LEVI Mario

Turquie

22 mars 2011.
 

Biographie

© Aysun Altindag

" S’il faut être quelque chose, je suis juif, turc, stambouliote écrivain." Voici comment se présente Mario Levi, un des plus grands écrivains et essayistes turcs de sa génération.

Élevé à Istanbul auprès d’une grand-mère séfarade qui ne lui parlait que français et nourri de cours de morale de frères catholiques, sa destinée est selon lui, d’être étranger. Parlant le turc, le français et le judezmo (mélange de castillan et d’hébreux), il est donc chez lui dans Istanbul la bigarrée, ville entre deux rives, ville d’exil et ville palimpseste sur laquelle se sont inscrits des peuples, des cultures et des religions différentes.

Après des études de philologie française et romane, il se lance dans l’écriture en tant que journaliste, notamment à Shalom, unique quotidien judéo-turc du pays. Il rédige sa première nouvelle en 1975 mais son premier long ouvrage, Un homme seul : Jacques Brel, adaptation en roman de sa thèse de fin d’études, sort en 1986. Il publie en 1990 Impossible de gagner la ville, un recueil de nouvelles en partie autobiographiques puis un deuxième recueil, Madame Floridis ne reviendra peut-être pas, qui décrit une minorité d’Istanbul et son combat pour s’adapter à une société en mouvement perpétuel.
Vient ensuite le temps des romans avec Notre plus belle histoire d’amour et surtout Istanbul était un conte, salué en Turquie par des prix importants et traduit en français en 2011. Dans cette saga d’une famille juive stambouliote sur trois générations, de 1920 à 1980, le lecteur déambule dans la ville et les histoires familiales aux parfums nostalgiques. Mario Levi, dernier véritable écrivain représentatif des minorités juives, arméniennes et grecques qui constituaient un monde encore florissant il y a cinquante ans, y peint le portrait d’une ville-monde, d’une ville accueillante aux prises avec une modernité qui en efface le cosmopolitisme. Convaincu que "la littérature, et en particulier le roman, est un domaine vaste et profond qui donne l’occasion de mieux comprendre, voire d’analyser l’histoire (...), que la littérature nous offre la possibilité d’explorations souvent périlleuses, qui nous servent aussi de miroir", Mario Levi raconte dans ses livres ce brassage des cultures enraciné dans la mémoire d’une cité qui fut capitale de trois empires.

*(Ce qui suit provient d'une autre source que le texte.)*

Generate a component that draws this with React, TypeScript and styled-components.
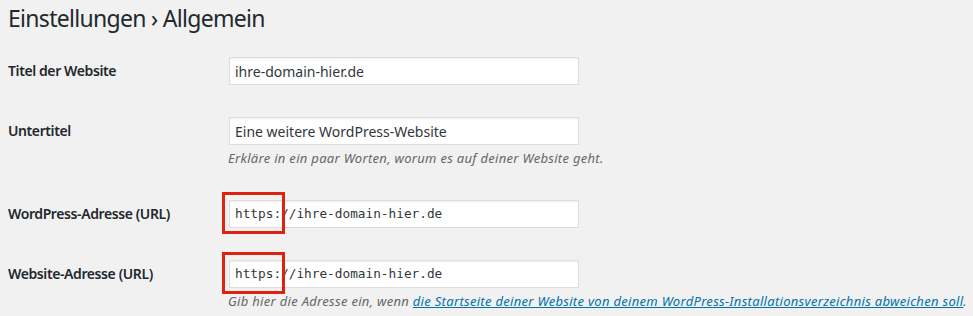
import React from 'react';
import styled, { createGlobalStyle } from 'styled-components';

const GlobalStyle = createGlobalStyle`
  html, body {
    margin: 0;
    padding: 0;
    background: #f1f1f1;
  }
  body {
    font-family: "Noto Sans", "Open Sans", sans-serif;
    color: #23282d;
    font-size: 13px;
  }
`;

const Wrap = styled.div`
  padding: 3px 0 0 8px;
  width: 965px;
`;

const Heading = styled.h1`
  margin: 0;
  font-size: 23px;
  font-weight: 400;
  line-height: 30px;
  letter-spacing: -0.7px;
  color: #23282d;
`;

const FormTable = styled.div`
  margin-top: 8px;
  display: flex;
  flex-direction: column;
`;

const Row = styled.div`
  display: grid;
  grid-template-columns: 210px 1fr;
`;

const Label = styled.label`
  padding: 21px 10px 19px 0;
  font-size: 14px;
  font-weight: 600;
  line-height: 18px;
  letter-spacing: -0.4px;
`;

const Field = styled.div`
  padding: 15px 10px;
`;

const InputBox = styled.div`
  position: relative;
  width: 350px;
  margin: 1px;
`;

const Input = styled.input<{ $mono?: boolean }>`
  box-sizing: border-box;
  display: block;
  width: 350px;
  height: 28px;
  padding: 3px 5px;
  border: 1px solid #ddd;
  background: #fff;
  box-shadow: inset 0 1px 2px rgba(0, 0, 0, 0.07);
  color: #32373c;
  outline: none;
  font-family: ${p => (p.$mono ? '"DejaVu Sans Mono", "Liberation Mono", monospace' : '"Noto Sans", "Open Sans", sans-serif')};
  font-size: ${p => (p.$mono ? '12.75px' : '14px')};
`;

const Marker = styled.span`
  position: absolute;
  left: -7px;
  top: -8px;
  width: 63px;
  height: 42px;
  box-sizing: border-box;
  border: 3px solid #dd2211;
  pointer-events: none;
`;

const Description = styled.p`
  margin: 4px 0 0;
  font-size: 13px;
  font-style: italic;
  line-height: 19.5px;
  letter-spacing: 0.3px;
  color: #666;
  white-space: nowrap;
`;

const Link = styled.a`
  color: #0073aa;
  text-decoration: underline;
`;

const App = () => {
  return (
    <>
      <GlobalStyle />
      <Wrap>
        <Heading>Einstellungen › Allgemein</Heading>
        <FormTable>
          <Row>
            <Label>Titel der Website</Label>
            <Field>
              <InputBox>
                <Input defaultValue="ihre-domain-hier.de" />
              </InputBox>
            </Field>
          </Row>
          <Row>
            <Label>Untertitel</Label>
            <Field>
              <InputBox>
                <Input defaultValue="Eine weitere WordPress-Website" />
              </InputBox>
              <Description>Erkläre in ein paar Worten, worum es auf deiner Website geht.</Description>
            </Field>
          </Row>
          <Row>
            <Label>WordPress-Adresse (URL)</Label>
            <Field>
              <InputBox>
                <Input $mono defaultValue="https://ihre-domain-hier.de" />
                <Marker />
              </InputBox>
            </Field>
          </Row>
          <Row>
            <Label>Website-Adresse (URL)</Label>
            <Field>
              <InputBox>
                <Input $mono defaultValue="https://ihre-domain-hier.de" />
                <Marker />
              </InputBox>
              <Description>
                Gib hier die Adresse ein, wenn{' '}
                <Link href="#">die Startseite deiner Website von deinem WordPress-Installationsverzeichnis abweichen soll</Link>.
              </Description>
            </Field>
          </Row>
        </FormTable>
      </Wrap>
    </>
  );
};

export default App;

Sabine Wespieser Editeur devrait publier prochainement son tout dernier roman : Où étiez-vous quand l’obscurité tombait ?, sur la génération des années 1970, entre violences politiques, coups d’état militaires et répressions. Un livre sur les rêves fracassés d’une génération, avec toujours cette même nostalgie que l’on retrouve dans Istanbul était un conte.


Bibliographie :


Présentation de Istanbul était un conte

spip_logoSaga familiale, livre-fleuve, déambulation intime et roman-monde, le texte de Mario Levi est tout cela à la fois. Issu d’une famille juive séfarade arrivée à Istanbul au moment de la Reconquista, l’écrivain plonge dans la mémoire de sa ville natale comme s’il ouvrait une malle aux trésors.

Les objets, les tableaux et les photographies sépia s’animent, et c’est la vie quotidienne de trois générations de Juifs stambouliotes au cours du XXe siècle qui ici prend forme, sous les yeux du lecteur abasourdi. Il faut accepter de se perdre dans les ruelles étroites de la ville, sur les rives du Bosphore et dans les méandres des histoires familiales : au gré des errances du narrateur, dévoilant à travers mille récits et anecdotes les secrets de chacun de ses quarante-sept personnages (qu’il inventorie dans un lexique en début d’ouvrage), le charme agit.

Istanbul est un conte, comme le sont les aventures, réelles ou rêvées, de ses habitants. D’une histoire à une autre, se dessine le portrait d’une ville-monde, mais aussi son évolution vers la modernité. La ville cosmopolite et accueillante pour les communautés étrangères change au fil des ans, tandis que retentissent jusque dans le coeur des foyers les tragédies du siècle.

Puissamment nostalgique, le livre de Mario Levi tente, et ce n’est pas son moindre attrait, de sauver un monde englouti, un monde de boutiquiers pauvres parlant encore le yiddish et le ladino, un monde où cohabitaient toutes les traditions et toutes les religions.

Istanbul était un conte est le chant d’amour de l’écrivain à une ville rêvée, et une formidable invitation à s’y perdre faite à son lecteur.